NEON Biodiversity modeling landing page. Users can compare abundance across NEON sites, species, and habitat variables. Credit: PB & Jam / Clark Lab.

It appears that habitat variation contributes more to differences in beetle species abundance and community composition than does climate variation. Overall, canopy density and temperature are more highly correlated with differences in both beetle abundance and traits than other habitat variables, such as surface roughness, soil fertility, or canopy nitrogen.

Predicting the Future of Carabidae Beetles

Climate change is expected to have a big impact on the habitats where ground beetles live, which will influence which species will thrive in different areas. The researchers used climate scenarios from WorldClim to develop models of habitat change and changes in ground beetle populations over time.

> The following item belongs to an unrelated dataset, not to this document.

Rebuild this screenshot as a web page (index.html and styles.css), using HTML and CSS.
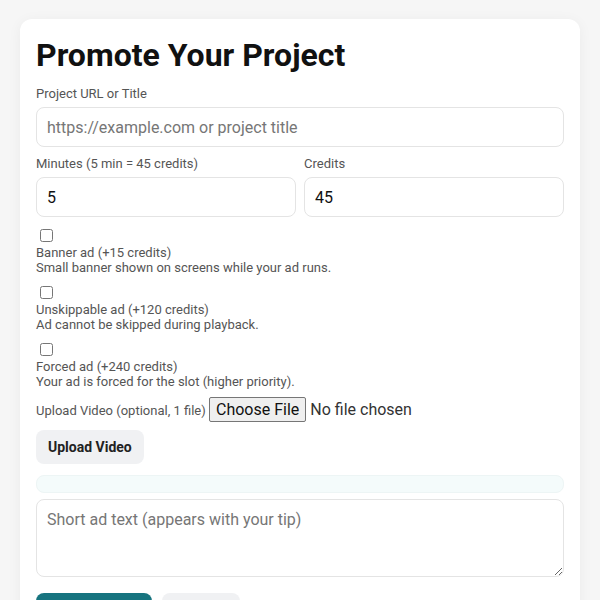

The study highlights the complexity of trying to answer questions like "Are ground beetle populations declining?" or "How will climate change impact ground beetle populations?" The answers are likely to be highly dependent on the types of Carabidae beetles in question and their sensitivity to change.

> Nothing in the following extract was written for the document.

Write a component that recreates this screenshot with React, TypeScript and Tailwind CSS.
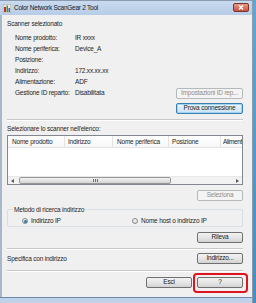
const FONT = "font-['Liberation_Sans',Arial,sans-serif]";

function Btn({
  label,
  w,
  disabled,
  focus,
}: {
  label: string;
  w: string;
  disabled?: boolean;
  focus?: boolean;
}) {
  const base = "h-[11px] flex items-center justify-center rounded-[2px] border text-[6.5px] leading-none tracking-[-0.2px]";
  if (disabled)
    return <div className={`${base} ${w} border-[#b5b9bc] bg-[#f4f4f4] text-[#8d8d8d]`}>{label}</div>;
  if (focus)
    return (
      <div className={`${base} ${w} border-[#3c7fb1] bg-gradient-to-b from-[#eaf6fd] to-[#c9e4f5] text-[#1a1a1a] shadow-[inset_0_0_0_1px_#9fd5f3]`}>
        {label}
      </div>
    );
  return (
    <div className={`${base} ${w} border-[#707070] bg-gradient-to-b from-[#f2f2f2] via-[#e6e6e6] to-[#d2d2d2] text-[#1a1a1a]`}>
      {label}
    </div>
  );
}

function Radio({ on }: { on?: boolean }) {
  return (
    <div className="w-[6px] h-[6px] rounded-full border border-[#8a8a8a] bg-gradient-to-b from-[#f4f4f4] to-[#dcdcdc] flex items-center justify-center">
      {on && <div className="w-[3px] h-[3px] rounded-full bg-[#2c77b5]" />}
    </div>
  );
}

const INFO = [
  ["Nome prodotto:", "IR xxxx"],
  ["Nome periferica:", "Device_A"],
  ["Posizione:", ""],
  ["Indirizzo:", "172.xx.xx.xx"],
  ["Alimentazione:", "ADF"],
  ["Gestione ID reparto:", "Disabilitata"],
];

const COLS: [string, string][] = [
  ["Nome prodotto", "w-[57px] pl-[4px]"],
  ["Indirizzo", "w-[48px] pl-[3px]"],
  ["Nome periferica", "w-[56px] pl-[4px]"],
  ["Posizione", "w-[52px] pl-[3px]"],
];

function Sep() {
  return <div className="h-[2px] border-t border-[#c8c8c8] border-b border-b-white" />;
}

export default function App() {
  return (
    <div className={`relative w-[256px] h-[303px] overflow-hidden flex bg-[#f0f0f0] text-[#1e1e1e] ${FONT}`}>
      <div className="w-[252px] flex flex-col">
        {/* title bar */}
        <div className="h-[15px] flex items-center border-t border-[#8c9cb0] bg-gradient-to-b from-[#c9daef] to-[#b7cce7] pl-[3px] pr-[3px]">
          <svg width="8" height="9" viewBox="0 0 8 9">
            <rect x="0" y="0" width="8" height="9" fill="#e8e8e8" stroke="#7a7a7a" strokeWidth="0.6" />
            <rect x="1" y="3" width="2" height="5" fill="#d22" />
            <rect x="3.5" y="1.5" width="1.5" height="6.5" fill="#2a2" />
            <rect x="5.5" y="4" width="1.5" height="4" fill="#36c" />
          </svg>
          <span className="ml-[3px] text-[6.5px] tracking-[-0.25px] text-[#1a1a1a]">Color Network ScanGear 2 Tool</span>
          <div className="ml-auto mt-[-2px] w-[16px] h-[9px] rounded-[2px] border border-[#7b352a] bg-gradient-to-b from-[#e79a88] to-[#c9513d] flex items-center justify-center">
            <svg width="6" height="5" viewBox="0 0 6 5">
              <path d="M1 0.5 L5 4.5 M5 0.5 L1 4.5" stroke="#fff" strokeWidth="1.4" />
            </svg>
          </div>
        </div>

        {/* body */}
        <div className="flex-1 flex flex-col border-l-2 border-[#a9b8c9] pl-[5px] pr-[9px] text-[6.5px] tracking-[-0.2px]">
          <div className="mt-[3px] h-[11px] leading-[11px]">Scanner selezionato</div>
          <div className="mt-[3px] flex">
            <div className="flex-1 pl-[8px]">
              {INFO.map(([k, v]) => (
                <div key={k} className="h-[11px] leading-[11px] flex">
                  <span className="w-[60px]">{k}</span>
                  <span>{v}</span>
                </div>
              ))}
            </div>
            <div className="mt-[56px] flex flex-col gap-[4px]">
              <Btn label="Impostazioni ID rep..." w="w-[67px]" disabled />
              <Btn label="Prova connessione" w="w-[67px]" focus />
            </div>
          </div>

          <div className="mt-[5px]">
            <Sep />
          </div>
          <div className="mt-[2px] h-[11px] leading-[11px]">Selezionare lo scanner nell'elenco:</div>

          <div className="mt-[1px] h-[50px] border border-[#828790] bg-white flex flex-col overflow-hidden">
            <div className="h-[12px] flex border-b border-[#e3e3e3] bg-gradient-to-b from-white to-[#f6f7f8]">
              {COLS.map(([c, w]) => (
                <div key={c} className={`${w} shrink-0 h-full leading-[12px] border-r border-[#e3e3e3] whitespace-nowrap overflow-hidden`}>
                  {c}
                </div>
              ))}
              <div className="flex-1 h-full pl-[2px] leading-[12px] tracking-[-0.4px] whitespace-nowrap">Aliment</div>
            </div>
            <div className="flex-1" />
            <div className="h-[8px] flex items-center bg-[#f2f2f2] border-t border-[#e8e8e8]">
              <div className="w-[9px] h-full flex items-center justify-center">
                <svg width="3" height="4" viewBox="0 0 3 4"><path d="M3 0 L0 2 L3 4 Z" fill="#5a5a5a" /></svg>
              </div>
              <div className="ml-[2px] w-[152px] h-[7px] rounded-[2px] border border-[#979797] bg-gradient-to-b from-[#f3f3f3] to-[#d4d4d4] flex items-center justify-center gap-[1px]">
                <div className="w-px h-[3px] bg-[#6f6f6f]" />
                <div className="w-px h-[3px] bg-[#6f6f6f]" />
                <div className="w-px h-[3px] bg-[#6f6f6f]" />
              </div>
              <div className="flex-1" />
              <div className="w-[9px] h-full flex items-center justify-center">
                <svg width="3" height="4" viewBox="0 0 3 4"><path d="M0 0 L3 2 L0 4 Z" fill="#5a5a5a" /></svg>
              </div>
            </div>
          </div>

          <div className="mt-[5px] flex justify-end">
            <Btn label="Seleziona" w="w-[46px]" disabled />
          </div>

          <div className="relative mt-[8px] h-[18px] rounded-[2px] border border-[#d5dfe5] pt-[6px] flex items-center">
            <span className="absolute left-[5px] top-[-5px] px-[1px] bg-[#f0f0f0] leading-[9px]">Metodo di ricerca indirizzo</span>
            <div className="flex items-center pl-[14px] w-[124px]">
              <Radio on />
              <span className="ml-[3px]">Indirizzo IP</span>
            </div>
            <div className="flex items-center">
              <Radio />
              <span className="ml-[3px]">Nome host o indirizzo IP</span>
            </div>
          </div>

          <div className="mt-[5px] flex justify-end">
            <Btn label="Rileva" w="w-[46px]" />
          </div>

          <div className="mt-[5px]">
            <Sep />
          </div>
          <div className="mt-[3px] flex items-center justify-between">
            <span>Specifica con indirizzo</span>
            <Btn label="Indirizzo..." w="w-[46px]" />
          </div>

          <div className="mt-[6px]">
            <Sep />
          </div>
          <div className="mt-[5px] flex justify-end gap-[5px]">
            <Btn label="Esci" w="w-[46px]" />
            <Btn label="?" w="w-[46px]" />
          </div>
        </div>

        <div className="h-[6px] border-t border-[#6d8aab] bg-[#bfd2e9]" />
      </div>
      <div className="w-[4px] border-l border-[#8e9aa8] bg-gradient-to-b from-[#5aa9dc] to-[#3e8fc9]" />

      <div className="absolute left-[193px] top-[273px] w-[55px] h-[20px] rounded-[4px] border-2 border-[#e0141e]" />
    </div>
  );
}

Clark says, "Prediction is a difficult thing to do because there are a lot of different things that can affect these bugs. Agricultural impacts, the legacy effects of pesticides, land cover change, invasive species…there's just a lot going on. But if we understand that certain species like certain kinds of habitats and climates, we can say a lot about how habitat changes will affect these species."

Qiu and Clark are continuing their work at NEON field sites, this time with an NSF grant to look at seed production to quantify food supply in different habitats. Qiu is also working on scaling up the models using NASA remote sensing data to map habitat variables across the country. His lab is looking at biodiversity and habitat variables for various taxa, including birds and small mammals.

Clark's lab has developed a set of online tools and maps to explore habitat change and biodiversity for ground beetles, breeding birds, small mammals and trees. Using these tools, it is possible to model habitat suitability and species abundance across the continental U.S. under different climate scenarios for the years 2040-2069 and 2070-2099.

Screenshot from the species abundance map of ground beetle Agonoleptus conjunctus abundance in 2018. With this predictive modelling system you can select species, climate scenario, and set for a time in the future. Credit: PJ & Jam / Clark Lab.

"As we think about how to preserve biodiversity in the face of climate change," says Clark, "we can now use these models to put together information about what kinds of habitats are suitable for different species and how those habitats are expected to be impacted by climate change in the future. That's important information for determining which kinds of habitats we want to preserve to protect biodiversity."